Profitability & sustainable revenue models
So far, shared mobility services have grown fast by emphasising market share over profit. Indeed, only in 2022 did the first micromobility company experience a full profitable year. But the sector cannot rely only on venture capital to sustain itself in the long-term, nor can it raise prices so high that private cars are the cheaper option.
Fortunately, shared transportation can generate much of its own revenue through fares, more so than traditional public transport in fact. This is called user income coverage, in other words, how much revenue users bring in compared to the cost of operations. That means shared mobility solutions are less likely to rely on public money to operate. But to cover the shortfall, sustainable solutions need to be established, as mentioned by mobility expert Benoit Beroud.
“The user income coverage is around 30 to 40% for public transport.

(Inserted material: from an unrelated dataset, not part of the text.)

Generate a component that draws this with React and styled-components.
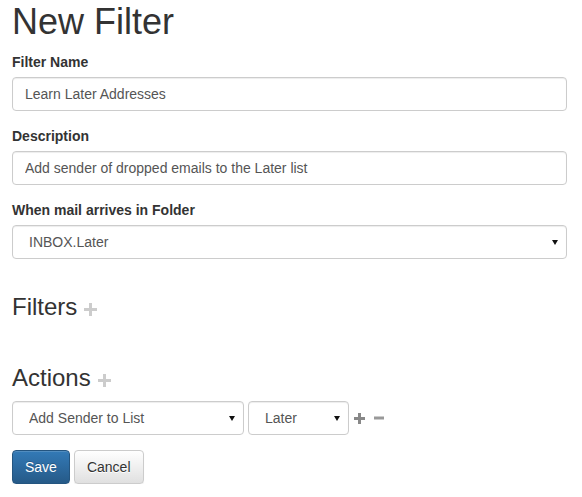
import React from 'react';
import styled, { createGlobalStyle } from 'styled-components';

const GlobalStyle = createGlobalStyle`
  * { box-sizing: border-box; }
  body {
    margin: 0;
    background: #fff;
    color: #333;
    font-family: "Liberation Sans", Arial, Helvetica, sans-serif;
    font-size: 14px;
    line-height: 1.42857143;
  }
`;

const Page = styled.div`
  padding: 2px 15px 0 12px;
`;

const Title = styled.h1`
  margin: 0 0 10px;
  font-size: 36px;
  font-weight: 500;
  line-height: 1.1;
  color: #333;
`;

const Form = styled.form`
  display: flex;
  flex-direction: column;
`;

const FormGroup = styled.div`
  margin-bottom: 15px;
`;

const Label = styled.label`
  display: block;
  margin-bottom: 5px;
  font-weight: bold;
  color: #333;
`;

const fieldStyle = `
  display: block;
  width: 100%;
  height: 34px;
  padding: 6px 12px;
  font-family: "Liberation Sans", Arial, Helvetica, sans-serif;
  font-size: 14px;
  line-height: 1.42857143;
  color: #555;
  background: #fff;
  border: 1px solid #ccc;
  border-radius: 4px;
  box-shadow: inset 0 1px 1px rgba(0, 0, 0, 0.075);
  outline: none;
`;

const Input = styled.input`
  ${fieldStyle}
`;

const SelectWrap = styled.div`
  position: relative;
  width: ${p => p.$width || '100%'};
  flex: none;
`;

const Select = styled.select`
  ${fieldStyle}
  appearance: none;
  -webkit-appearance: none;
  padding-left: 16px;
  padding-right: 24px;
`;

const Caret = styled.span`
  position: absolute;
  right: 9px;
  top: 15px;
  width: 0;
  height: 0;
  border-left: 3px solid transparent;
  border-right: 3px solid transparent;
  border-top: 5px solid #111;
  pointer-events: none;
`;

const SectionTitle = styled.h3`
  margin: 20px 0 ${p => p.$after}px;
  font-size: 24px;
  font-weight: 500;
  line-height: 1.1;
  color: #333;
`;

const HeadingIcon = styled.span`
  display: inline-block;
  margin-left: 7px;
  vertical-align: -1px;
  line-height: 0;
  color: #ccc;
  cursor: pointer;
`;

const EmptyList = styled.div`
  min-height: 15px;
`;

const ActionRow = styled.div`
  display: flex;
  align-items: center;
  gap: 4px;
  margin-bottom: 15px;
`;

const IconButton = styled.span`
  display: inline-flex;
  align-items: center;
  margin-left: ${p => p.$ml || 0}px;
  color: ${p => p.$color};
  cursor: pointer;
`;

const Buttons = styled.div`
  display: flex;
  gap: 4px;
`;

const Button = styled.button`
  display: inline-block;
  height: 34px;
  padding: 6px 12px;
  font-family: "Liberation Sans", Arial, Helvetica, sans-serif;
  font-size: 14px;
  line-height: 1.42857143;
  border: 1px solid;
  border-radius: 4px;
  cursor: pointer;
  box-shadow: inset 0 1px 0 rgba(255, 255, 255, 0.15), 0 1px 1px rgba(0, 0, 0, 0.075);
`;

const PrimaryButton = styled(Button)`
  color: #fff;
  text-shadow: 0 -1px 0 rgba(0, 0, 0, 0.2);
  background: linear-gradient(to bottom, #337ab7 0%, #265a88 100%);
  border-color: #245580;
`;

const DefaultButton = styled(Button)`
  color: #333;
  text-shadow: 0 1px 0 #fff;
  background: linear-gradient(to bottom, #fff 0%, #e0e0e0 100%);
  border-color: #ccc;
`;

const PlusIcon = ({ size = 13, stroke = 3 }) => (
  <svg width={size} height={size} viewBox={`0 0 ${size} ${size}`} fill="currentColor">
    <rect x={(size - stroke) / 2} y="0" width={stroke} height={size} />
    <rect x="0" y={(size - stroke) / 2} width={size} height={stroke} />
  </svg>
);

const MinusIcon = ({ size = 11, stroke = 3 }) => (
  <svg width={size} height={size} viewBox={`0 0 ${size} ${size}`} fill="currentColor">
    <rect x="0" y={(size - stroke) / 2} width={size} height={stroke} />
  </svg>
);

const DropDown = ({ width, value, options }) => (
  <SelectWrap $width={width}>
    <Select defaultValue={value}>
      {options.map(o => <option key={o}>{o}</option>)}
    </Select>
    <Caret />
  </SelectWrap>
);

const App = () => {
  return (
    <Page>
      <GlobalStyle />
      <Title>New Filter</Title>
      <Form onSubmit={e => e.preventDefault()}>
        <FormGroup>
          <Label htmlFor="name">Filter Name</Label>
          <Input id="name" defaultValue="Learn Later Addresses" />
        </FormGroup>
        <FormGroup>
          <Label htmlFor="desc">Description</Label>
          <Input id="desc" defaultValue="Add sender of dropped emails to the Later list" />
        </FormGroup>
        <FormGroup>
          <Label>When mail arrives in Folder</Label>
          <DropDown value="INBOX.Later" options={['INBOX', 'INBOX.Later']} />
        </FormGroup>

        <SectionTitle $after={10}>
          Filters
          <HeadingIcon><PlusIcon /></HeadingIcon>
        </SectionTitle>
        <EmptyList />

        <SectionTitle $after={10}>
          Actions
          <HeadingIcon><PlusIcon /></HeadingIcon>
        </SectionTitle>
        <ActionRow>
          <DropDown width="232px" value="Add Sender to List" options={['Add Sender to List', 'Move to Folder']} />
          <DropDown width="101px" value="Later" options={['Later', 'Now']} />
          <IconButton $color="#888" $ml={1}><PlusIcon size={11} /></IconButton>
          <IconButton $color="#999" $ml={5}><MinusIcon size={10} /></IconButton>
        </ActionRow>

        <Buttons>
          <PrimaryButton type="submit">Save</PrimaryButton>
          <DefaultButton type="button">Cancel</DefaultButton>
        </Buttons>
      </Form>
    </Page>
  );
};

export default App;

A current study of six services in Brussels finds that user income coverage for shared bikes is between 40 and 50% of the cost.”
Policy incentives; better and more informed regulation
Local authorities in cities and towns have many tools to boost the uptake of shared mobility solutions. The obvious is building infrastructure, like separated bike lines and docking stations by key mobility hubs. But this also includes smaller policy incentives, like free parking for car sharing vehicles, dedicated lanes for carpooling vehicles, as well as congestion/peak time charges on private vehicles, just to name a few.
All in all, the path to improved mobility requires informed and empowered local authorities that define and act on the most effective policies. To contribute to better policymaking, shared transportation companies can share their useful data and knowledge.
Things are changing fast in mobility. The next few years will see some game-changing innovations, as well as tough challenges. For authorities, the key issue is how to build cleaner, better cities with less congestion, and how shared mobility can contribute to that. But for ordinary citizens, the story stays the same – how to get from A to B in a fast, convenient way.
Will both parties get what they want?